What you will do -> Take the line containing "Give me the" through the last line of the data and retype those lines exactly. Pictures do not belong in the copy.

[Start Provided data]

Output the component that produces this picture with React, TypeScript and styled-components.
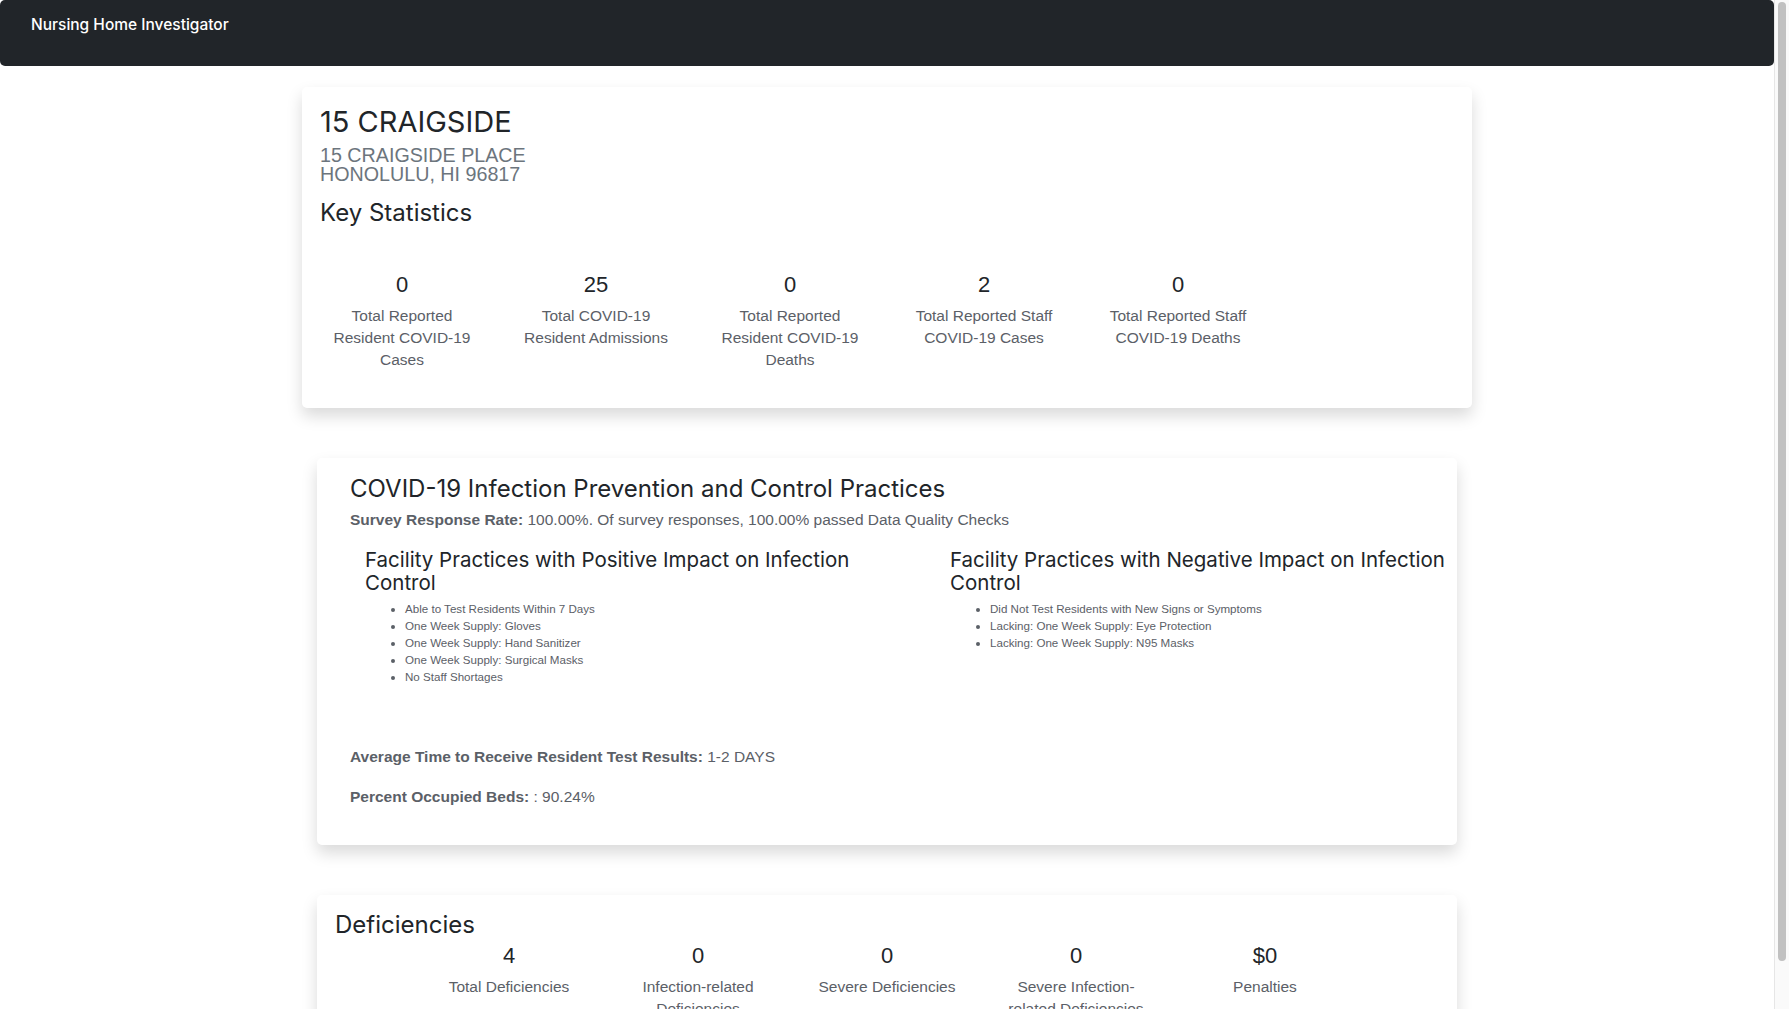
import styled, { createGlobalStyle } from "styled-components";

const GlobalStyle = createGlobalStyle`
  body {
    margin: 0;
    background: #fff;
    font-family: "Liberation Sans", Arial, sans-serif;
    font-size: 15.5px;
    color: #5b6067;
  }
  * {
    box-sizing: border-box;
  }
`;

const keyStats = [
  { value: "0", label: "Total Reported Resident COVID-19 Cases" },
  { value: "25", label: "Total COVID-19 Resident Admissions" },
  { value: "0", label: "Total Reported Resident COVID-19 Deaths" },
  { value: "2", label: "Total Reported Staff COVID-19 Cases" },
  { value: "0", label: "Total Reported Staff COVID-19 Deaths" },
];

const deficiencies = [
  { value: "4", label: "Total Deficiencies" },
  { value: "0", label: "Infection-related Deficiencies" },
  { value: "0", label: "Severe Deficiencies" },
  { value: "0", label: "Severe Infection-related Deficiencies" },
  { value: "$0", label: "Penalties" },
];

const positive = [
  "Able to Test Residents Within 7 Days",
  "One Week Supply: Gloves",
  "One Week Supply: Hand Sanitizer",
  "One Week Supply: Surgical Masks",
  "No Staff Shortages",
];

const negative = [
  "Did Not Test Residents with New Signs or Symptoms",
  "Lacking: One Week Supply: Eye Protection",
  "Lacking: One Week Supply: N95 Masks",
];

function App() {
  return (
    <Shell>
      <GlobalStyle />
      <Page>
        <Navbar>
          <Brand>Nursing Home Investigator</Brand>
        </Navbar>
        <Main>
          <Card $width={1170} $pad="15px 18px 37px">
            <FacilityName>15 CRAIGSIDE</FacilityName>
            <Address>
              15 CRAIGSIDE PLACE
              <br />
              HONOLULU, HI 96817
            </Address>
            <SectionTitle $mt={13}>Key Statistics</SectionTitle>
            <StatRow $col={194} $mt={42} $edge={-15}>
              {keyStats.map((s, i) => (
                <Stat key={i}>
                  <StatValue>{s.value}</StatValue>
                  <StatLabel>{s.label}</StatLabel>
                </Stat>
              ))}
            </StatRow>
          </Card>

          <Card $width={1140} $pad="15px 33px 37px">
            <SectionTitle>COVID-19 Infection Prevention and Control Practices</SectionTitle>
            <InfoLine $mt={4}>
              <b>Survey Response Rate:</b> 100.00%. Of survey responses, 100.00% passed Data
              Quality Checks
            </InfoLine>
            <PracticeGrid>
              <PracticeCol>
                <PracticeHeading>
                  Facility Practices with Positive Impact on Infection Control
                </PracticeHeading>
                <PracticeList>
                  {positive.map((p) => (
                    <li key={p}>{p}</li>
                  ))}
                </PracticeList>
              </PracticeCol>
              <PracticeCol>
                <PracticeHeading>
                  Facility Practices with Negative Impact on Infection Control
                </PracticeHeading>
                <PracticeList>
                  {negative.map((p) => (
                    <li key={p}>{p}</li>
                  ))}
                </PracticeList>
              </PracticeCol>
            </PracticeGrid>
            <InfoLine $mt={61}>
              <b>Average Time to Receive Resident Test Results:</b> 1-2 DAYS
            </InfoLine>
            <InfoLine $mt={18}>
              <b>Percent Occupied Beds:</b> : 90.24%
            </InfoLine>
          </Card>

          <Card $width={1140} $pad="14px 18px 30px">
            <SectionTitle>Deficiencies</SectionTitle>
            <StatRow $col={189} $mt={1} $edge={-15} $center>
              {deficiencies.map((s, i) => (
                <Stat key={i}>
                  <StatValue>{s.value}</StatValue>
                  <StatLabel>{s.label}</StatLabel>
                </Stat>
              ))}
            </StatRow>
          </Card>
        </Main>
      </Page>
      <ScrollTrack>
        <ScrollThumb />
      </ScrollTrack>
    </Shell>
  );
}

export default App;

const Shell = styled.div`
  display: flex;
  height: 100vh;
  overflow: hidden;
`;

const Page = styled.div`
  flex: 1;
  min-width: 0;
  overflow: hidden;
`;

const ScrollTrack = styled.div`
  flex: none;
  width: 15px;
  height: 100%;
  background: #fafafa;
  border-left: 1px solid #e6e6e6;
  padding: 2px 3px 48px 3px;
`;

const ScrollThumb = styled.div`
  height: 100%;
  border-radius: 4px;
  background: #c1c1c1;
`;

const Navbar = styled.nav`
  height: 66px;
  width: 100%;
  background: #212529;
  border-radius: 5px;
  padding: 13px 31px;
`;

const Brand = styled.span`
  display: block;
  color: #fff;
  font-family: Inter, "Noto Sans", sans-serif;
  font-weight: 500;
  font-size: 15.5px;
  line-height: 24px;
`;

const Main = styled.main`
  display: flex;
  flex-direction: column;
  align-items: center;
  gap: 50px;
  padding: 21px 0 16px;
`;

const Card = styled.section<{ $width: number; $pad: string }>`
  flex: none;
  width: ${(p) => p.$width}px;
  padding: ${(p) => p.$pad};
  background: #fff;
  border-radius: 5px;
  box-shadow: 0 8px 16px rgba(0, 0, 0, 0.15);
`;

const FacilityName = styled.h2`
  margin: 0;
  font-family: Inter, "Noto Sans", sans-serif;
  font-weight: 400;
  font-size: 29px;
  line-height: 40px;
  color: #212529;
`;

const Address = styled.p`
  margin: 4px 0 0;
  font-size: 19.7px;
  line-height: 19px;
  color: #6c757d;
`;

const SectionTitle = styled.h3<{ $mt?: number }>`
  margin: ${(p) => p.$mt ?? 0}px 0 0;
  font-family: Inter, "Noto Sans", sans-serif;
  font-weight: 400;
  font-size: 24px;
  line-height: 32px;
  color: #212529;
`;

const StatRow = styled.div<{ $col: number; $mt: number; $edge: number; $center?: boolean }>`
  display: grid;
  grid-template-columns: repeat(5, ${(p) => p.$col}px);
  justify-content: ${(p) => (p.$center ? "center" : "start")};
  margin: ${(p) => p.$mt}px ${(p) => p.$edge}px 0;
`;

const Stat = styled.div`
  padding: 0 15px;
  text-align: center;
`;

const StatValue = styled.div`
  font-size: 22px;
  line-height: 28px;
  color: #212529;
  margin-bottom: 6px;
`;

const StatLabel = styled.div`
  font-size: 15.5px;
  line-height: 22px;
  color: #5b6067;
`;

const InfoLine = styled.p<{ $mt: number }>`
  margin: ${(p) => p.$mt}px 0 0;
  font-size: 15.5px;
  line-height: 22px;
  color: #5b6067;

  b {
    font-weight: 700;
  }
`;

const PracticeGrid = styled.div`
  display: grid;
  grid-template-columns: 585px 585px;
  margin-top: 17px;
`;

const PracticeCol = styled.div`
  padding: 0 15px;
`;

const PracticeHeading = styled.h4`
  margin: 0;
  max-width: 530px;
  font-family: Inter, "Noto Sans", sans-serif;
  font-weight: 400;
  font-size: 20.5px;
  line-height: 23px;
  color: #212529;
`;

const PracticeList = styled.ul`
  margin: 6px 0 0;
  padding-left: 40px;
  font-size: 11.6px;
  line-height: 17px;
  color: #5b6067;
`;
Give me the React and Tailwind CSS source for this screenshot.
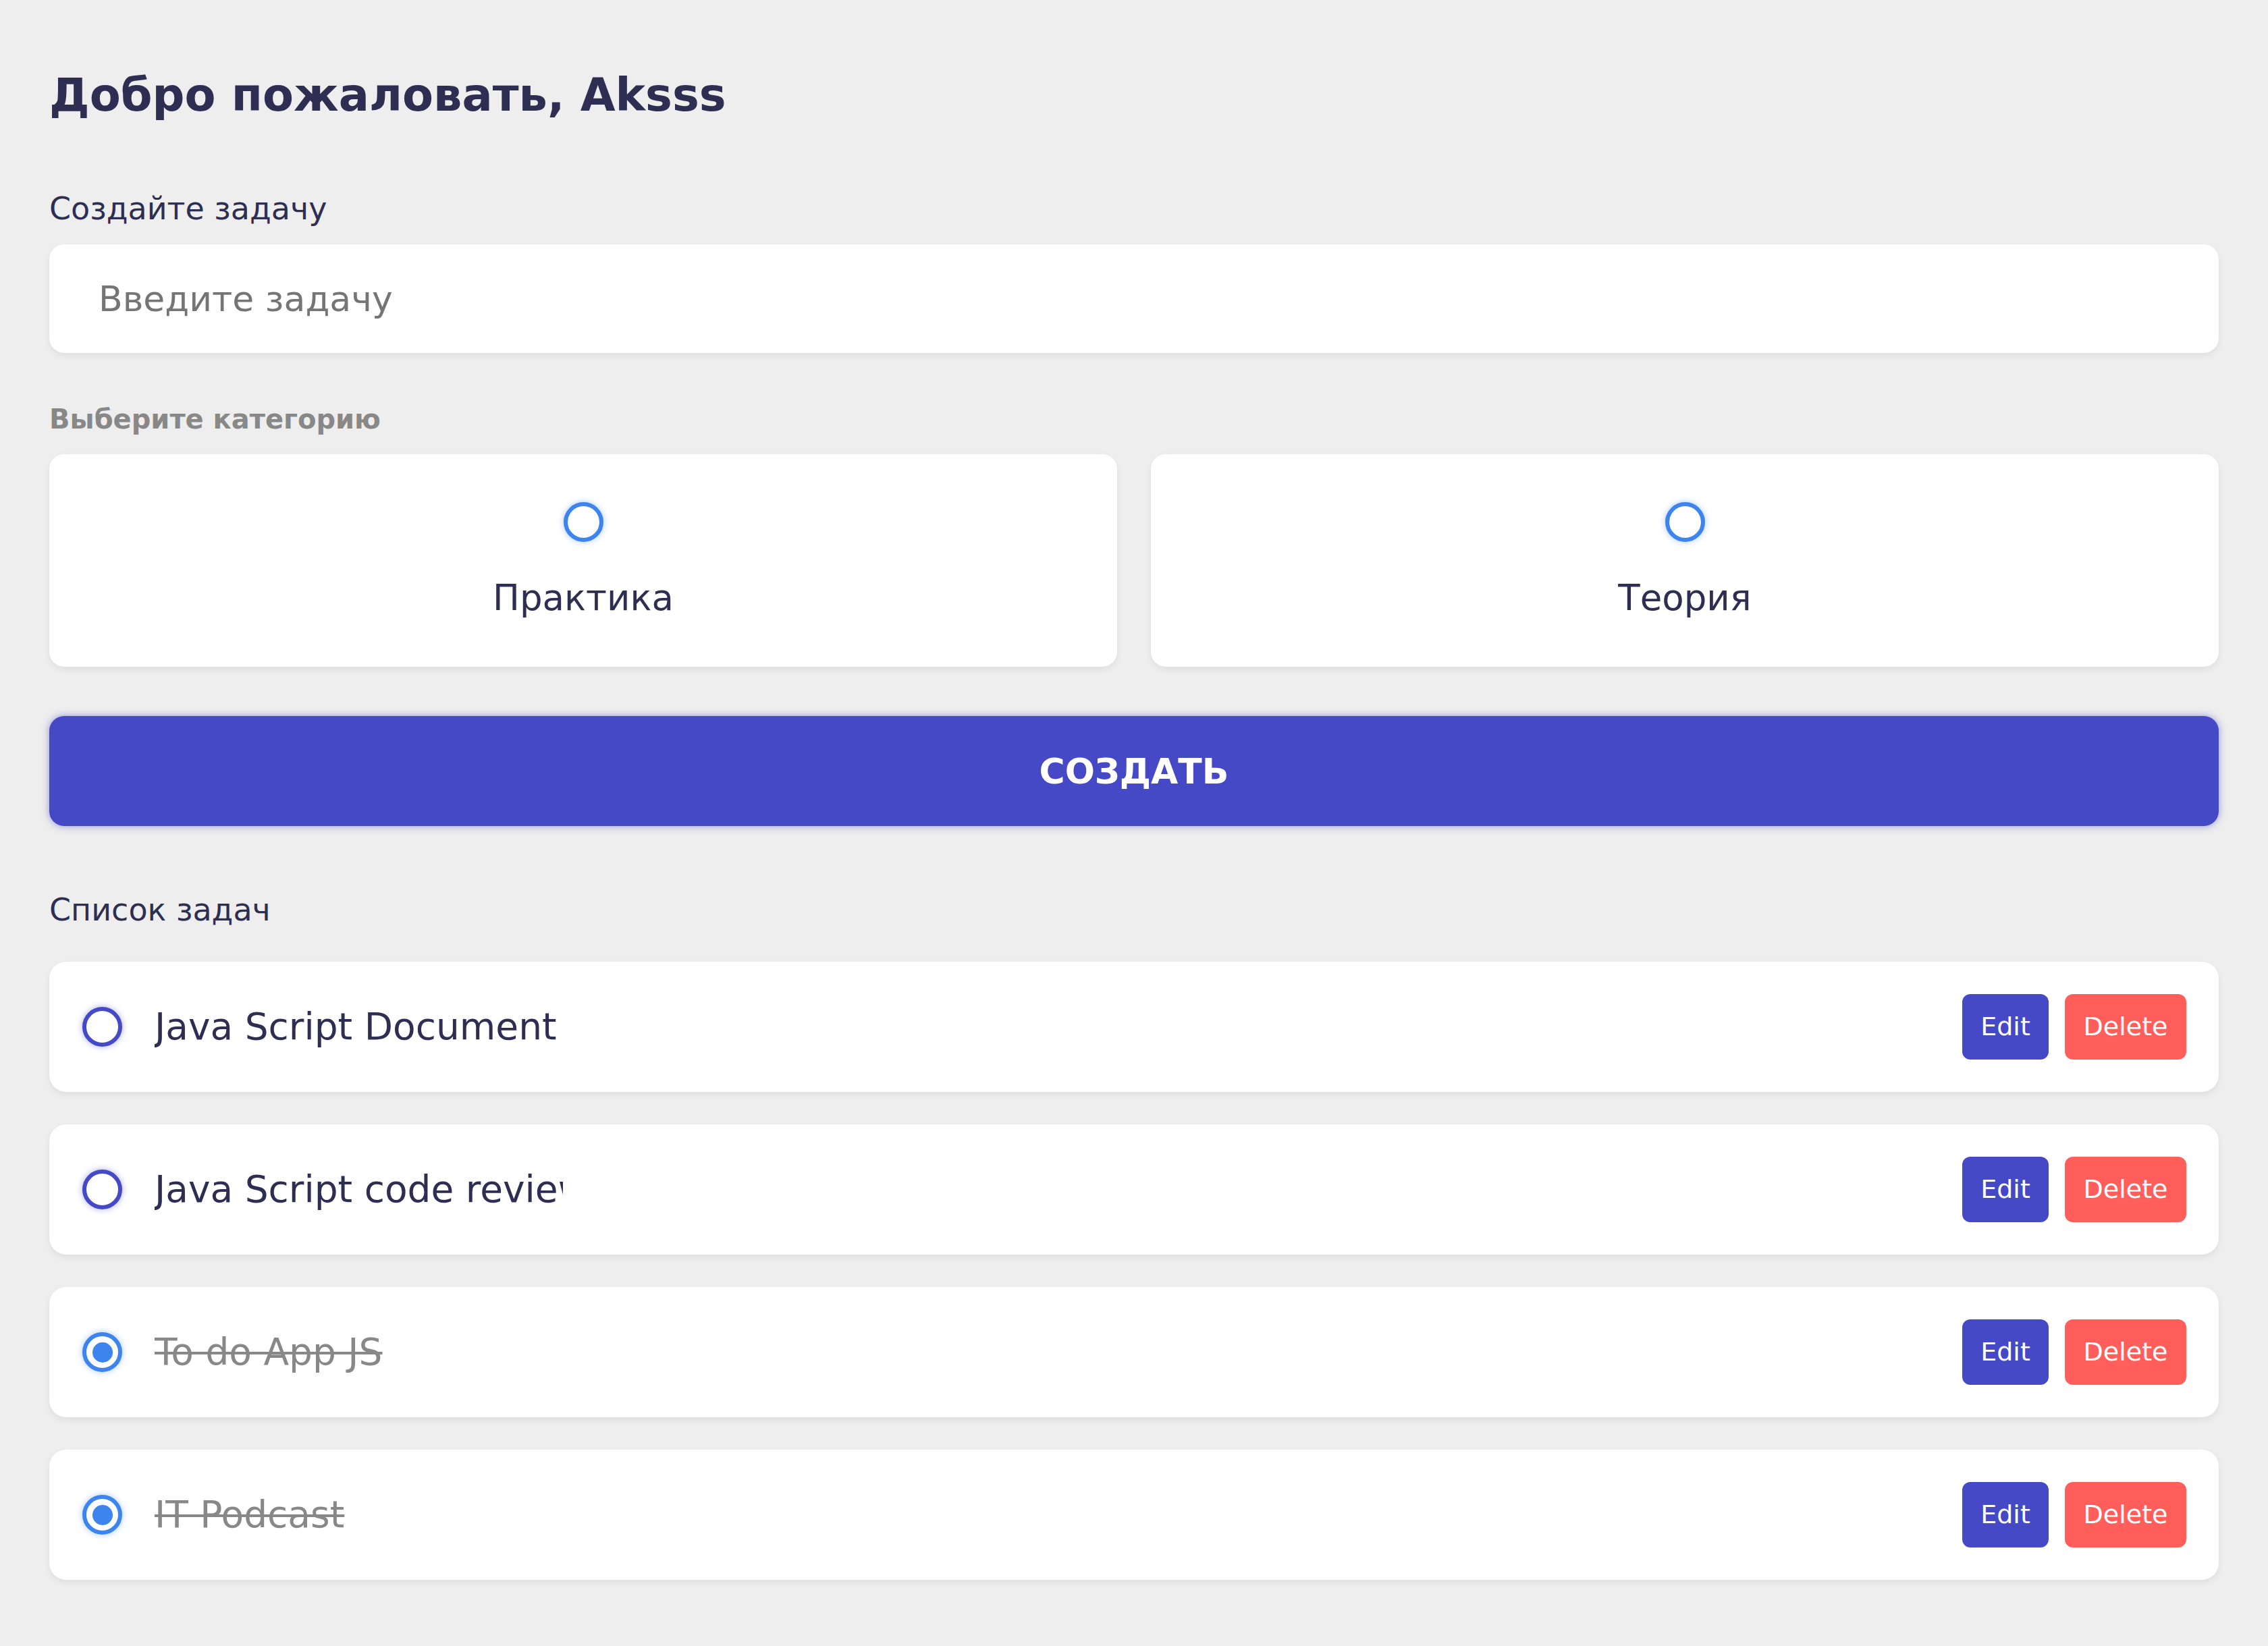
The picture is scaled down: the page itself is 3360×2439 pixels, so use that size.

[End Provided data]

Output below ->
Give me the React and Tailwind CSS source for this screenshot.
The picture is scaled down: the page itself is 3360×2439 pixels, so use that size.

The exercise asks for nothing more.